In Australia, Melbourne again ranks significantly ahead of the Universities of Sydney (72), and Queensland (100), the Australian National University (159), the University of New South Wales (148) and Monash University (142).
The Top 100 HEEACT rankings are again led by North American universities, with mainly United Kingdom, European and Japanese universities.
Melbourne’s strong performance in the HEEACT rankings follows confirmation in June 2009 of its No 1 position for research publications in Australia by the Higher Education Research Data Collection (HERDC).
Over the last three years the University of Melbourne improved in all HEEACT criteria, especially in current articles, 11 years citations and current citations. Melbourne is in the top 100 in all but one of the discipline fields. The rankings in detail are: 11 years articles (62), current articles (28), 11 years citations (81), current citations (33), average citations (256), H-Index (51), Hi-Ci-papers (92), Hi-Impact journal articles (30).
In the Asia-Pacific Universities, Melbourne comes in at No 4 behind the University of Tokyo (14), University of Kyoto (28) and Osaka University (35), followed closely by Tohoku University (52).

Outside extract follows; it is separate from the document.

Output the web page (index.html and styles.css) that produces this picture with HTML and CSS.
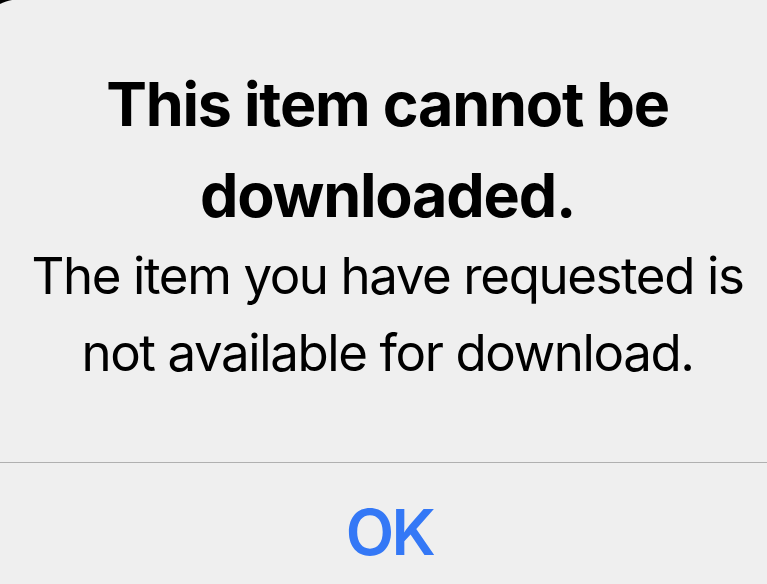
FILE: index.html
```html
<!DOCTYPE html>
<html>
<head>
<meta charset="utf-8">
<link rel="stylesheet" href="styles.css">
</head>
<body>
<div class="alert">
  <div class="content">
    <h1 class="title">This item cannot be downloaded.</h1>
    <p class="message">The item you have requested is not available for download.</p>
  </div>
  <div class="actions">
    <button class="btn">OK</button>
  </div>
</div>
</body>
</html>
```
FILE: styles.css
```css
html, body {
  margin: 0;
  padding: 0;
  background: #efefef;
}
body {
  width: 767px;
  height: 584px;
  overflow: hidden;
  font-family: Inter, "Noto Sans", sans-serif;
  color: #000;
}
.alert {
  position: relative;
  display: flex;
  flex-direction: column;
  height: 584px;
}
.alert::before {
  content: "";
  position: absolute;
  top: 0;
  left: 0;
  width: 14px;
  height: 6px;
  background: radial-gradient(circle at 20px 44px, transparent 44.2px, #000 45.2px);
}
.content {
  height: 463px;
  box-sizing: border-box;
  padding: 59px 10px 0 18px;
  text-align: center;
  border-bottom: 1px solid #b0b0b0;
}
.title {
  margin: 0 auto;
  width: 600px;
  font-size: 61px;
  line-height: 91px;
  font-weight: 700;
  letter-spacing: -1.2px;
}
.message {
  margin: -4px 0 0;
  font-size: 51px;
  line-height: 77px;
  font-weight: 400;
  letter-spacing: -1.4px;
}
.actions {
  flex: 1;
  display: flex;
  align-items: flex-start;
  justify-content: center;
  padding: 38px 0 0 12px;
}
.btn {
  background: none;
  border: 0;
  padding: 0;
  font-family: Inter, "Noto Sans", sans-serif;
  font-size: 63px;
  line-height: 1;
  font-weight: 600;
  letter-spacing: -2.5px;
  color: #3478f6;
}
```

Performance measures for the HEEACT rankings comprise eight indicators to assess a university’s overall scientific paper performance and three criteria: research productivity (20 per cent), research impact (30 per cent) and research excellence (50 per cent). Quantitative data drawn from the Science Citation Index (SCI) and Social Science Citation Index (SSCI) are used to evaluate performance.
The authors of the HEEACT rankings claim the emphasis on current research makes it fairer than some traditional indicators, such as a university’s reputation or the number of Nobel Laureates, which tend to favour universities with longer histories or universities in developed countries.